Just came across this...



> *Crucial® Storage Executive*
> *Get more out of your Crucial SSD*
> Optimize your Crucial SSD with the Crucial Storage Executive tool.
> This free downloadable tool allows you to easily:
> ...



http://www.crucial.com/usa/en/support-storage-executive

Just downloaded the .zip file. I will post again with my findings.


----------



## Arjai (Jan 9, 2015)

Hmmm... Does not see my new MX100...

I listed the problem in the Crucial Forum... So, far, no response.

I will update, if anymore info is provided.


----------



## natr0n (Jan 9, 2015)

I just tried it it detected 8 of my drives. 3 had no name showed as empty.

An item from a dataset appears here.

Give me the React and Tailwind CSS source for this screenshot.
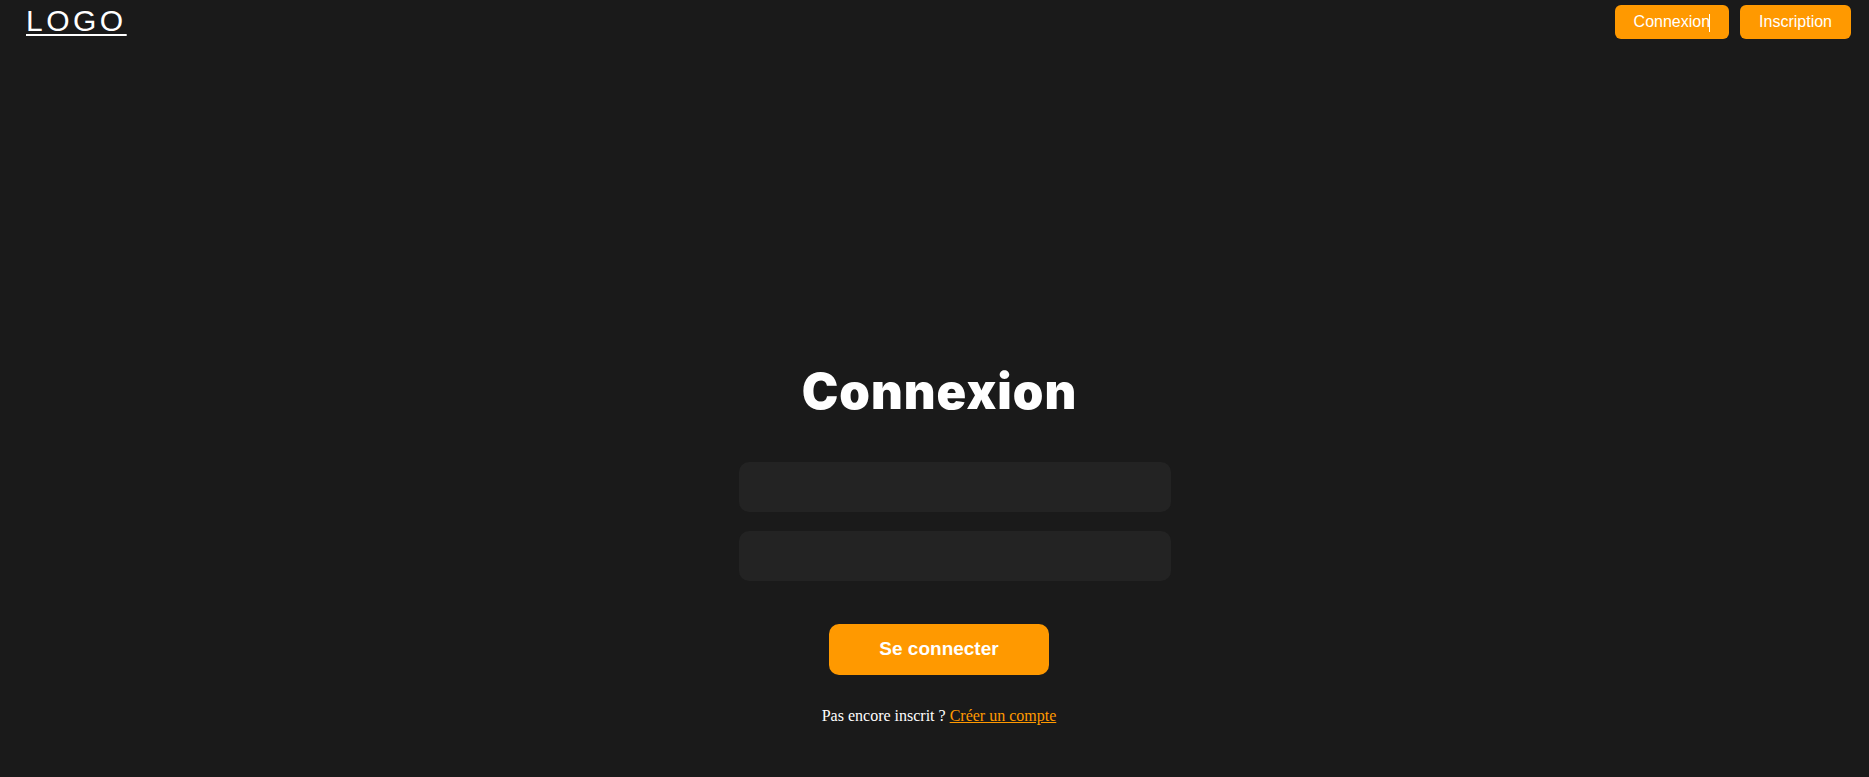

This is just a browser based smart tool it seems.


----------



## jsfitz54 (Jan 10, 2015)

I tried it also.  IT DOES NOT RECOGNIZE M500 on MU05 Firmware.
Used in an old Gateway NV53 Laptop with AHCI on.  4GB Ram, Windows 7 Home Premium.
Drive was cloned from Plextor M3 which was cloned from 500GB spinner.

Piriform Defraggler and Crystal Disk Info see the SSD ok.


----------



## OneMoar (Jan 10, 2015)

nearly bricked my mx100 the utility attempted to flash the wrong firmware
but I caught it 
this utility is garbage


----------



## krusha03 (Jan 10, 2015)

My MX100 is also not detected


----------



## Arjai (Jan 14, 2015)

Looks like this is not the Bread AND Cheese.

I will be deleting this program, until another day....Ver 3.0, maybe?


----------



## petteyg359 (Jan 31, 2015)

Worked just fine updating to MU02 on my three M550s. Nice use of UEFI's boot-next and boot-to-ISO features. Being in Java also points to plans for supporting other operating systems.


----------